**AVAILABLE DATA**

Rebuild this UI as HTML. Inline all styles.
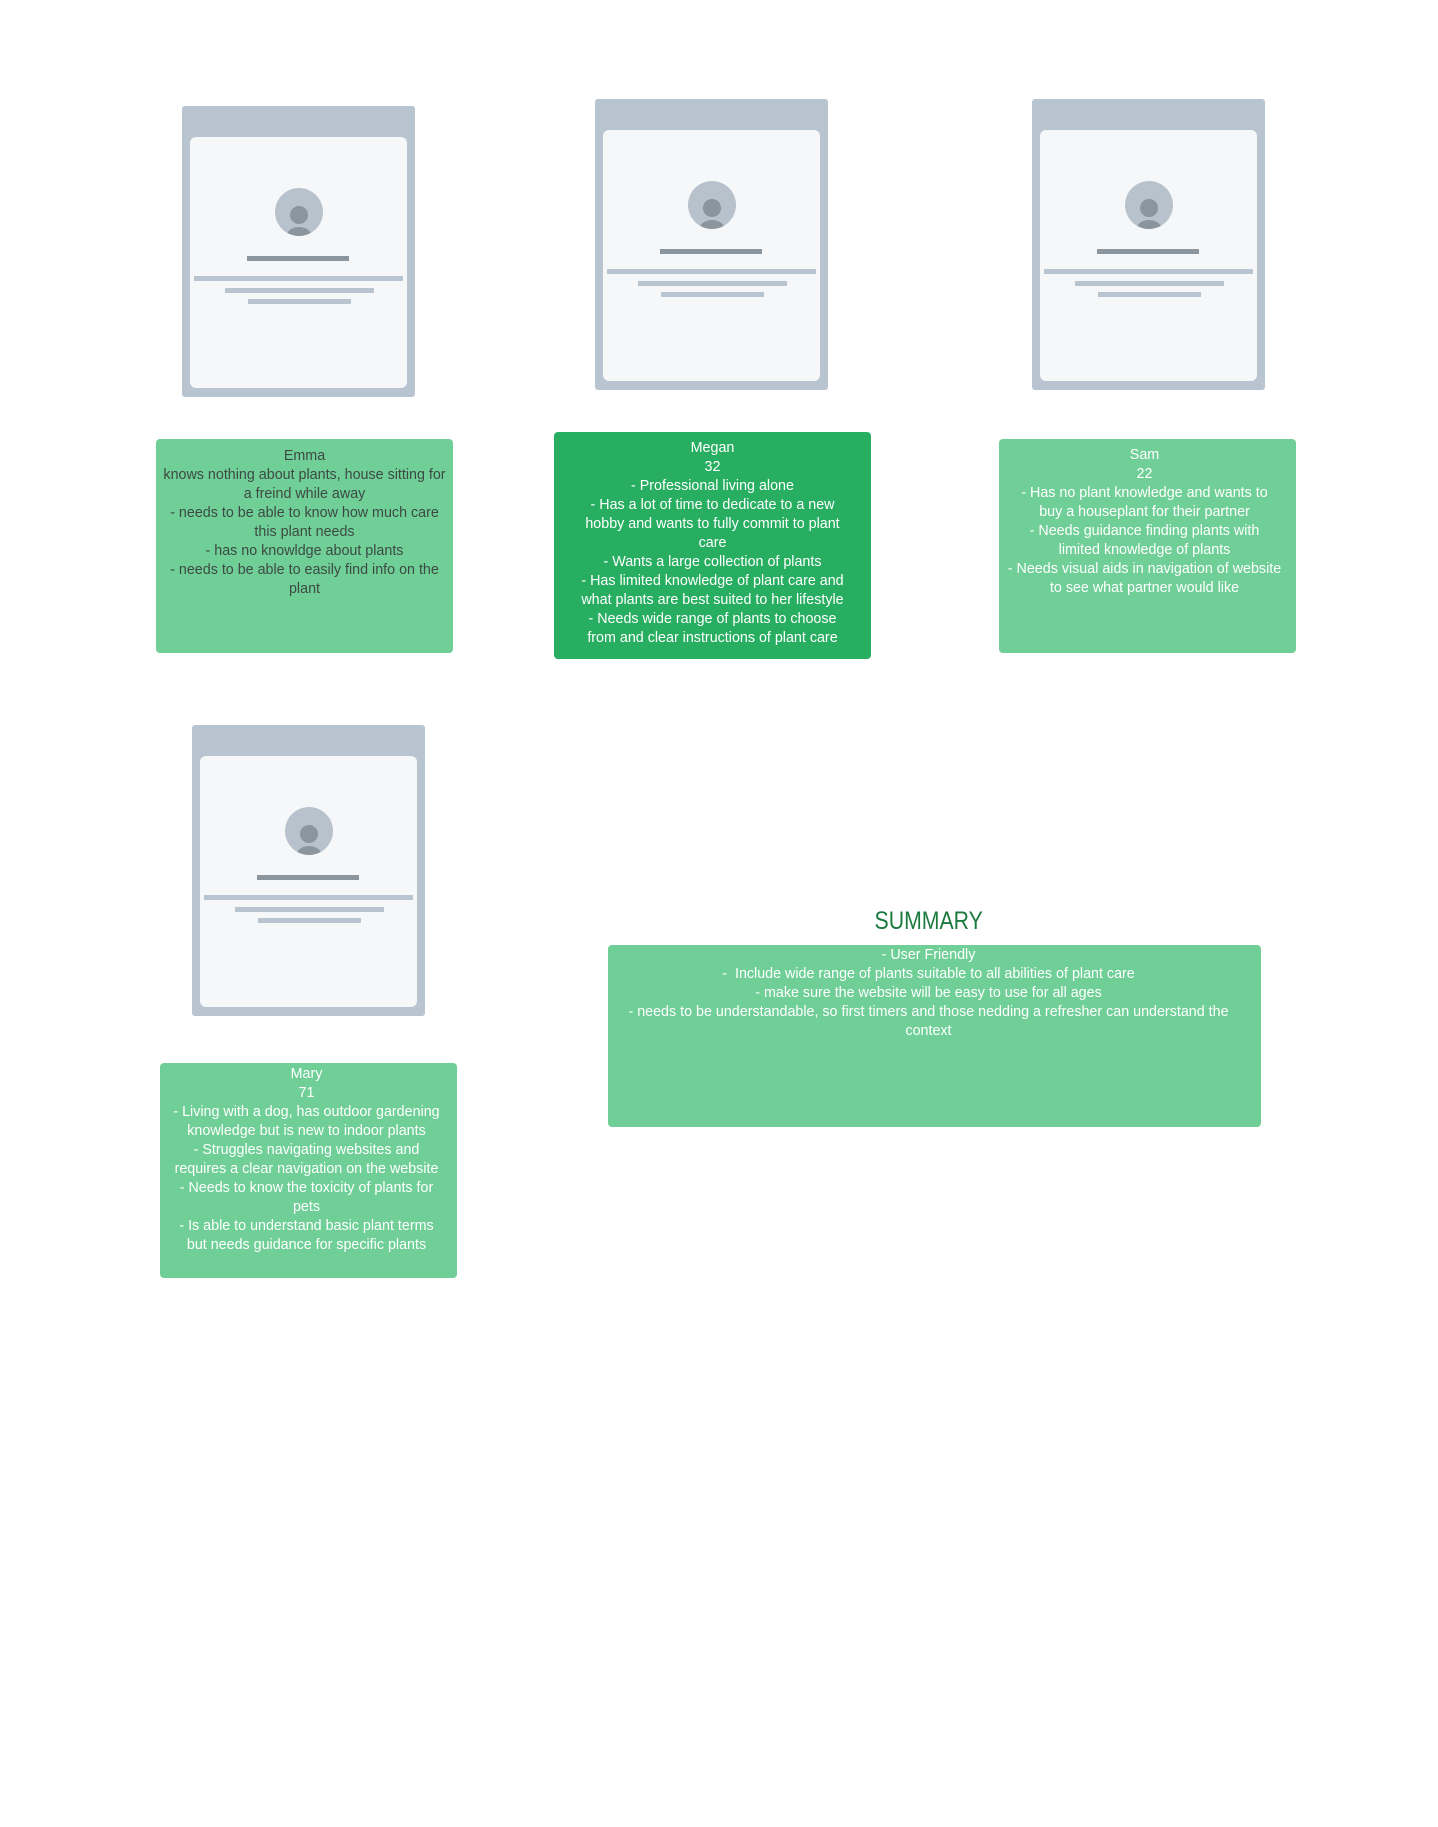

* * *

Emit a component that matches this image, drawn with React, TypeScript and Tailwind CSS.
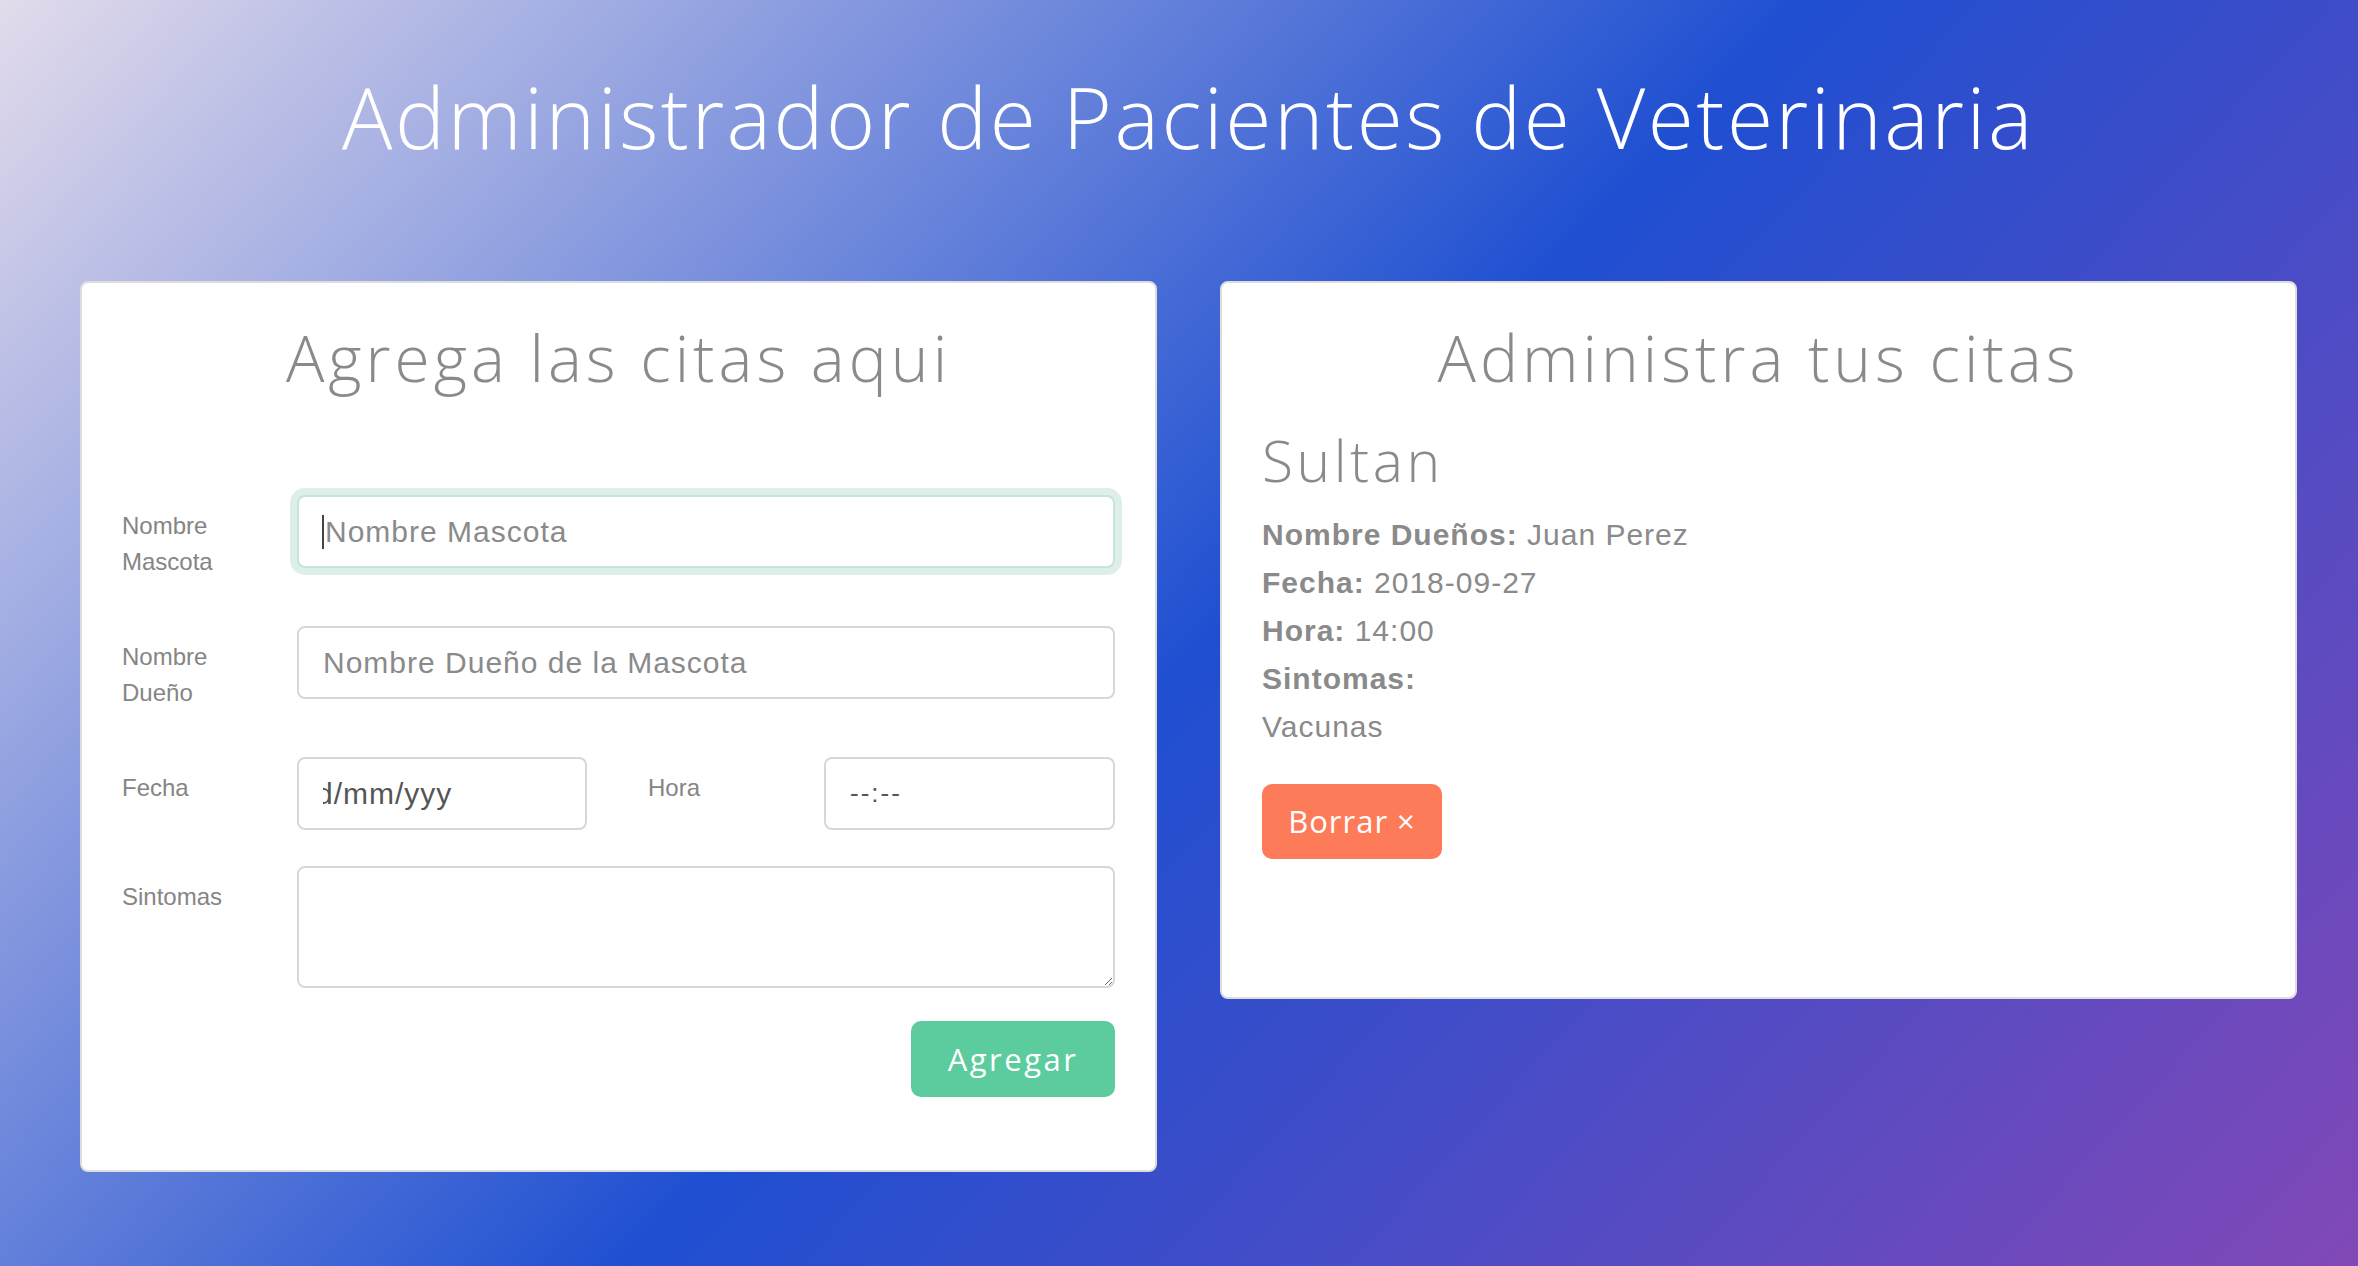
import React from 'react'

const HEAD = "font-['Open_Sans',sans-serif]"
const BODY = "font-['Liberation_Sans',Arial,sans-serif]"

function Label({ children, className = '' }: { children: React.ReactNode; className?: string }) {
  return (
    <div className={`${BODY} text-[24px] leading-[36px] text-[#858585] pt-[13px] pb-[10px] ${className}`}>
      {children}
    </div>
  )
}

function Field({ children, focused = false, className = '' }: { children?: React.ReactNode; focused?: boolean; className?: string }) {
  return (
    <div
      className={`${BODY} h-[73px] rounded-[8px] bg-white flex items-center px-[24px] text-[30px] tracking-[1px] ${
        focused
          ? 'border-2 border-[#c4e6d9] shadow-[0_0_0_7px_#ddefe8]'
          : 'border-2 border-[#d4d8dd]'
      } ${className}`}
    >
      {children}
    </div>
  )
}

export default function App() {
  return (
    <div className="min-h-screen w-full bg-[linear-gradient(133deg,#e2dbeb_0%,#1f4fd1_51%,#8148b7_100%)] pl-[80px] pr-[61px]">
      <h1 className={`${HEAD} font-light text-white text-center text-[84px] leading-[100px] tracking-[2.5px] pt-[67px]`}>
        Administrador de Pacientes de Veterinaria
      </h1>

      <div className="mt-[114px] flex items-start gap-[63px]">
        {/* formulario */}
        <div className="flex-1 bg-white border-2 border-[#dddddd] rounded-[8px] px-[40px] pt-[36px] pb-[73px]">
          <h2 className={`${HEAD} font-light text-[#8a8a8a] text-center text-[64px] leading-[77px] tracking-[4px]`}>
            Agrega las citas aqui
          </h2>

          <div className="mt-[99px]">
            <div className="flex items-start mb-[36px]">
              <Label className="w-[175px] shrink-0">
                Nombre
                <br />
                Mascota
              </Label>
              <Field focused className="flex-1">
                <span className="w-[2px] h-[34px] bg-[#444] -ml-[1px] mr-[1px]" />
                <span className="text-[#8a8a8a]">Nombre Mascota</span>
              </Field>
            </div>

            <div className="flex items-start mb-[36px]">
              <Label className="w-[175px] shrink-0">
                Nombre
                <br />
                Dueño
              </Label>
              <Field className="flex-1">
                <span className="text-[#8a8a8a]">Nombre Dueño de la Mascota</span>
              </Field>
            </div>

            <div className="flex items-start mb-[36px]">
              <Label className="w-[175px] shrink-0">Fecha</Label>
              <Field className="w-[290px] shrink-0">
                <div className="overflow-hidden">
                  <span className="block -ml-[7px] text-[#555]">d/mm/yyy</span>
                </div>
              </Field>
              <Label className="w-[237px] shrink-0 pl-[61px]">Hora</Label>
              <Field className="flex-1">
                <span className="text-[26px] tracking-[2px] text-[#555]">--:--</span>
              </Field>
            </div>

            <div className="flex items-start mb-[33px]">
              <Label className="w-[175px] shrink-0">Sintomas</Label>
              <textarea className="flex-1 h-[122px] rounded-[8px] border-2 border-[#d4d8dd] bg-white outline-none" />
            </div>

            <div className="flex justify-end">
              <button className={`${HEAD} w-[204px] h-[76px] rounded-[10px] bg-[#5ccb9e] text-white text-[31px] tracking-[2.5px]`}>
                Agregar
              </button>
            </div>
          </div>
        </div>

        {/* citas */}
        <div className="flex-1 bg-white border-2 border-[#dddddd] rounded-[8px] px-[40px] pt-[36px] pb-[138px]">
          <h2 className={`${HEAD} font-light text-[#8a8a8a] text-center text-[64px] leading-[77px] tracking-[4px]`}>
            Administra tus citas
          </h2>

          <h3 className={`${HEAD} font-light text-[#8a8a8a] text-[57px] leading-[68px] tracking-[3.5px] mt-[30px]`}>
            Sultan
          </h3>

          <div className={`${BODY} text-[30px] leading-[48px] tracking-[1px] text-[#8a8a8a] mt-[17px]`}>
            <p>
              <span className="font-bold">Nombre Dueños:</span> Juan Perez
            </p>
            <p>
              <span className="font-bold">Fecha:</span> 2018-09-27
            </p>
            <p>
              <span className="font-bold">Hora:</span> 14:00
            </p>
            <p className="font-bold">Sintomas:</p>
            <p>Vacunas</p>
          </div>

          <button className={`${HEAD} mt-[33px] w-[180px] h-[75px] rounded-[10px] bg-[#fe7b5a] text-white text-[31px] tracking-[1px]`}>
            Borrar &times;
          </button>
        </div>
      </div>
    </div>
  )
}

**TO BE DONE**
Go through the listing above and list every line that has the word "React".

**RESULT OF THE EXERCISE**
Emit a component that matches this image, drawn with React, TypeScript and Tailwind CSS.
import React from 'react'
function Label({ children, className = '' }: { children: React.ReactNode; className?: string }) {
function Field({ children, focused = false, className = '' }: { children?: React.ReactNode; focused?: boolean; className?: string }) {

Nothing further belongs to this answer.